A stabilization algorithm for geodynamic numerical simulations with a free surface

Geodynamic processes are in many cases coupled to surface processes such as erosion of mountains or deposition of sediments in basins. Numerical models that study the effect of such surface processes on the dynamics of the lithosphere use either a self-consistent free surface approach or approximate it by adding a weak, low density “air” layer on top of the model domain. A main problem with such setups, however, is that they are numerically unstable, which is caused by the fact that the density difference that drives geodynamic processes (∼30–100 kg/m3) is much smaller than the density difference between rocks and air (∼3000 kg/m3). In order to retain isostatic balance, one should thus employ a time step that is at least 30 times smaller than in models with a free slip upper boundary condition, which makes such models computationally very expensive.Here we describe a new free surface stabilization approach (FSSA) that largely overcomes this time step restriction.

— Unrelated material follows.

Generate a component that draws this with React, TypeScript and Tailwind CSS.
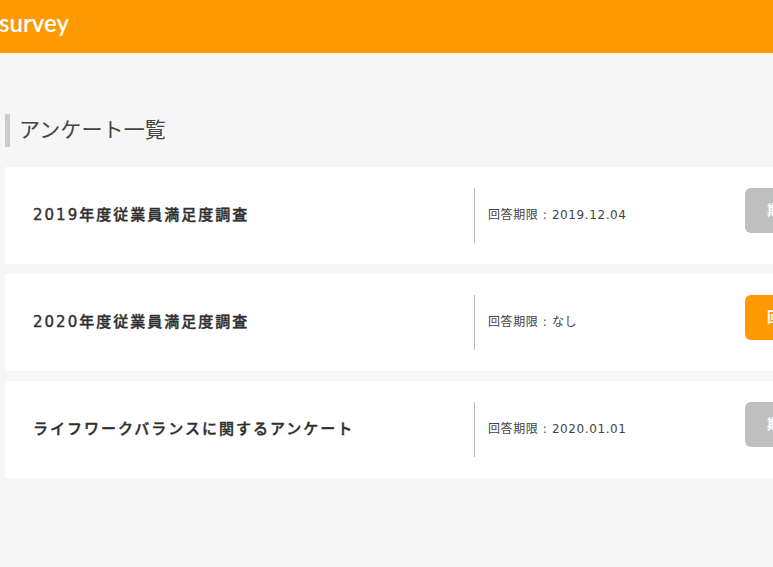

In this work, we apply the stabilization technique to consistent free surface models utilizing a finite element discretization. The approach is based on the observation that most geodynamical simulations perform time-dependent simulations by solving the static Stokes equations and then updating the material or temperature fields in a separate step. If, however, the time-dependency of these quantities is taken into account during the discretization of the momentum equations, additional surface traction terms appear in the weak form of the FE formulation. These terms, which depend on the employed time step and velocity, essentially correct for the change of forces in an element due to advection or distortion of every element. By time-discretizing them, they act as a stabilizing term that largely increases the time steps that can be employed (by a factor 20–100 depending on the time stepping criteria that is used).We illustrate the accuracy and power of this method with examples of a free surface Rayleigh–Taylor instability and with a free subduction experiment.